# Job
Lines containing the word "screenshot" are the ones to copy from the records below.

****************

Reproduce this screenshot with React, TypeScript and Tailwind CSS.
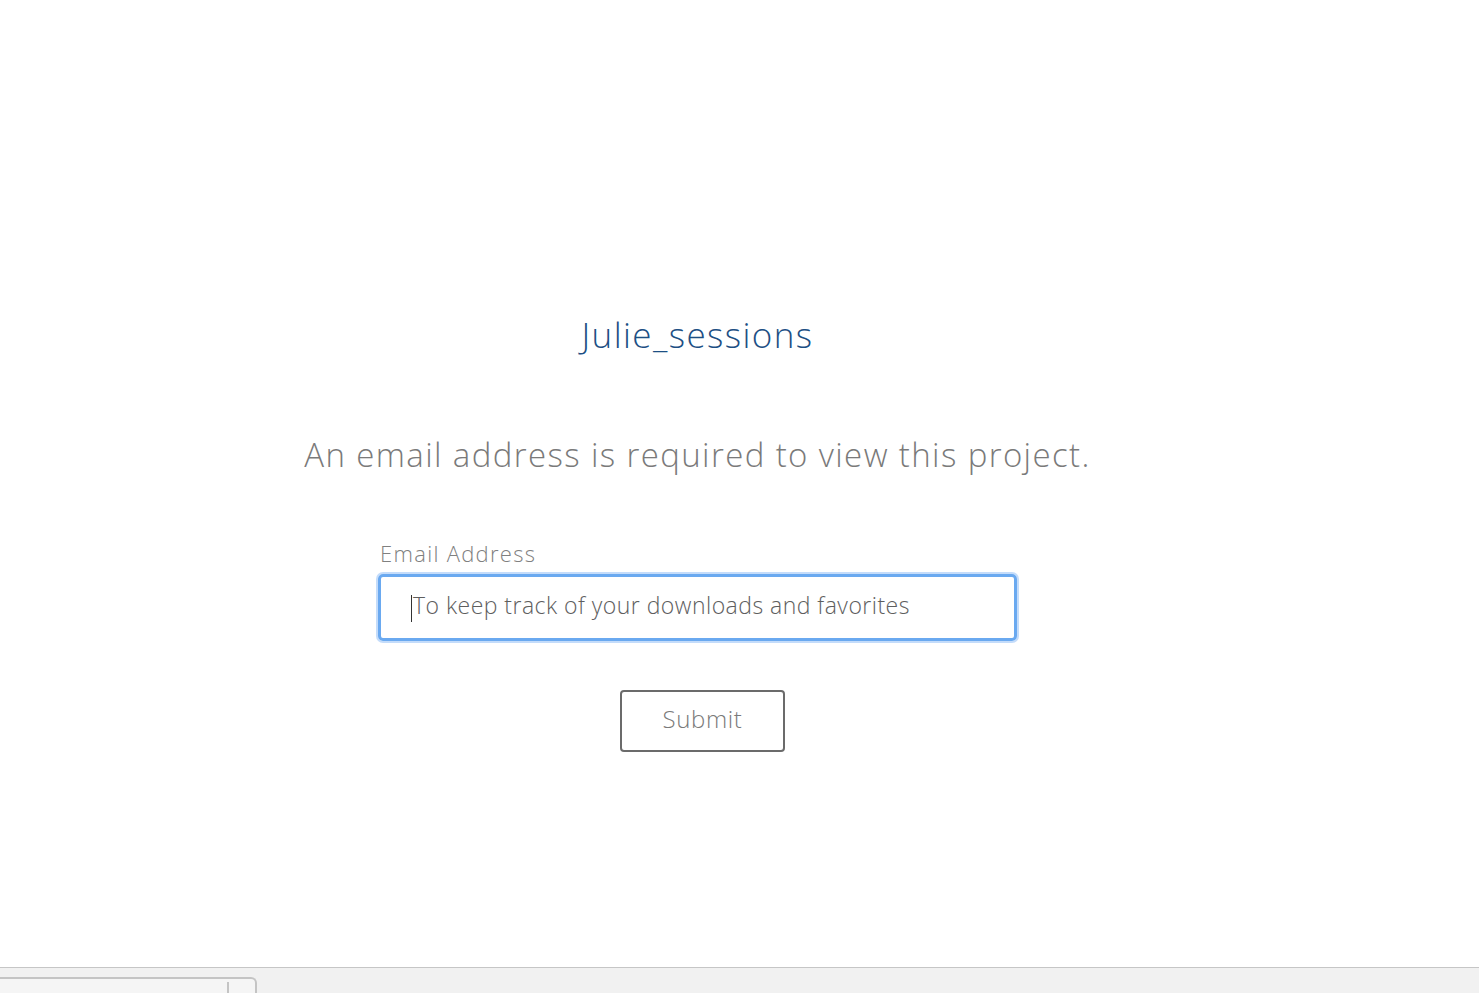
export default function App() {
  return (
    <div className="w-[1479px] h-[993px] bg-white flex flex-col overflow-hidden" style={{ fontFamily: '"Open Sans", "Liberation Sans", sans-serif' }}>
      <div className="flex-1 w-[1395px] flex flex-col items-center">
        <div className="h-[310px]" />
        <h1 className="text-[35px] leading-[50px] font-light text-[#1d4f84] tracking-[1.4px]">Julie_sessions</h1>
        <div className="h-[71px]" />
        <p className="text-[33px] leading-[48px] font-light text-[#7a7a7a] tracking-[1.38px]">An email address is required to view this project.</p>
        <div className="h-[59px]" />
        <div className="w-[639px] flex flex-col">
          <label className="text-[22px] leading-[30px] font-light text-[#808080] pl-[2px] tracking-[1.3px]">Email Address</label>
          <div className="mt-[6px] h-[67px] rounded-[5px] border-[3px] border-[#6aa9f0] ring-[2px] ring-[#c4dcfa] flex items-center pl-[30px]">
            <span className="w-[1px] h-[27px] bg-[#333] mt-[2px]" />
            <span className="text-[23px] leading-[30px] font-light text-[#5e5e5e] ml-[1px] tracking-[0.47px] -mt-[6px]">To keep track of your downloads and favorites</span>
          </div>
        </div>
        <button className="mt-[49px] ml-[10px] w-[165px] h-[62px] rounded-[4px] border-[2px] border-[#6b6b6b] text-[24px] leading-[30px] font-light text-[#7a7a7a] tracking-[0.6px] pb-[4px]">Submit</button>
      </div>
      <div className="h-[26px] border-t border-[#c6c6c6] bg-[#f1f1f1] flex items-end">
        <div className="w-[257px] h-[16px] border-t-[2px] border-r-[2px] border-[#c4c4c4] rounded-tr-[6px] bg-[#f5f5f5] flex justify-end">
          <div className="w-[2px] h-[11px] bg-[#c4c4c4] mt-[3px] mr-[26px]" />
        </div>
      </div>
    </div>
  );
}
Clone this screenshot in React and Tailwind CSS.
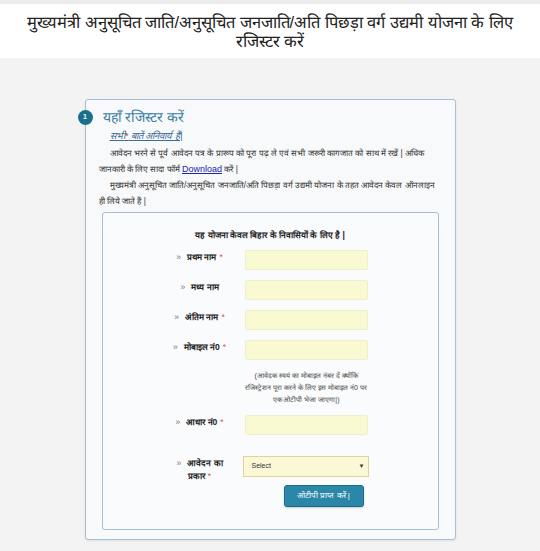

****************

# The result
Reproduce this screenshot with React, TypeScript and Tailwind CSS.
Clone this screenshot in React and Tailwind CSS.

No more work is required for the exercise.